Well, I can dream, can’t I?
Cara
Thanks for reminding us of Banned Books Week, Amanda. And I’m with Cara — I’d like to make the list.
My vote’s gotta be for THE CATCHER IN THE RYE, because its opening sentence really WAS a shocker for me and my husband when we read it as teenagers – the absolutely right kind of shocker, one that made us think about writing in a whole different way:
If you really want to hear about it, the first thing you’ll probably want to know is where I was born and what my lousy childhood was like, and how my parents were occupied and all before they had me, and all that David Copperfield kind of crap, but I don’t feel like going into it, if you want to know the truth.
As my husband said, “I didn’t know you were allowed to write like that.”
And it seems that perennially, with each generation, there are people who think you shouldn’t be.
Too true, Pam.
And “Black Beauty” was probably also banned for being a “real downer” :))
If we’re banning books for being a real downer, could we PLEASE ban the book “Sounder”? I was totally traumatized by that book as a child! I’d much rather have read “Huckleberry Finn.”
Todd-who-doesn’t-really-want-to-ban-anything-but-still-thinks-it’s-a-dirty-trick-to-play-on-an-innocent-child
Well, if you want to get into downers, how about the movie Bambi? Or Dumbo being wrested away from his mother?
It’s probably unAmerican to disclose this, but when our son was very little, we tried to keep him away from Disney. Not just the scarey stuff above, but all that coy tushie-wagging always sorta weirded us out, and we wanted him to develop a few defenses first.

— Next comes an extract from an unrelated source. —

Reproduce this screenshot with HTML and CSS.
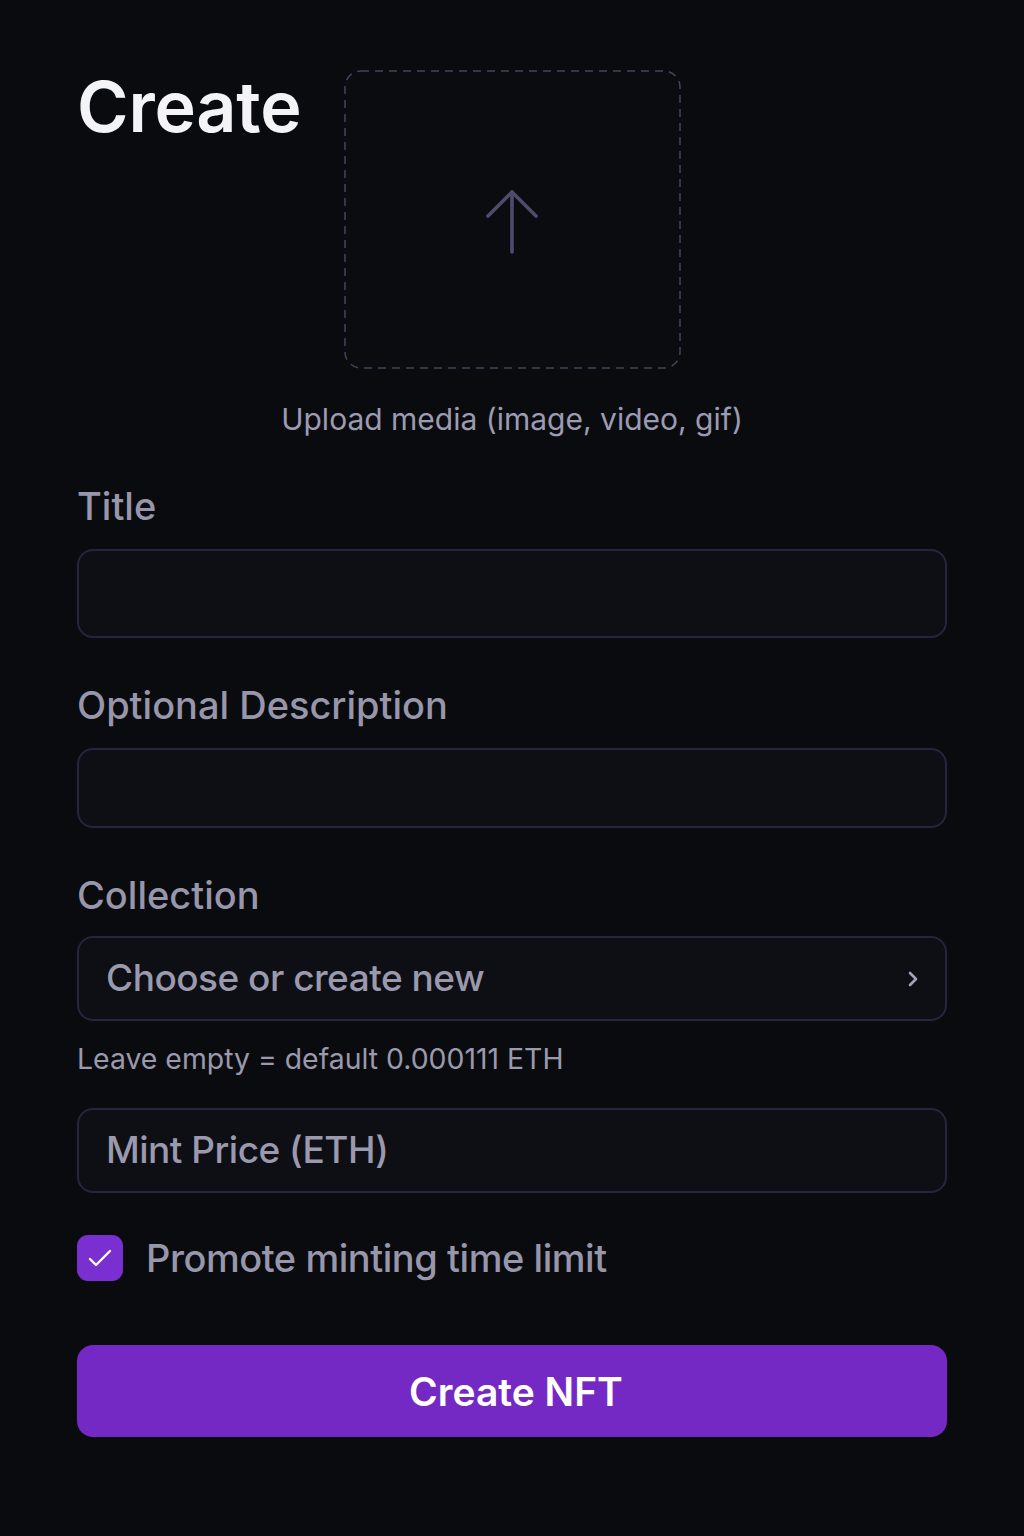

We preferred Warner Brothers cartoons — all those fast-talking neurotics like Bugs and Daffy Duck — we figured they’d be just like family to him.
Pam,
I always preferred Warner to Disney as a child, too–I love Bugs Bunny. The whole helium voice thing kind of put me off of Mickey Mouse. 🙂
But then I married a Disney Loyalist (growing up near Disneyland can do that to you, apparently), who always thought Bugs was too mean. I guess it’s a matter of taste.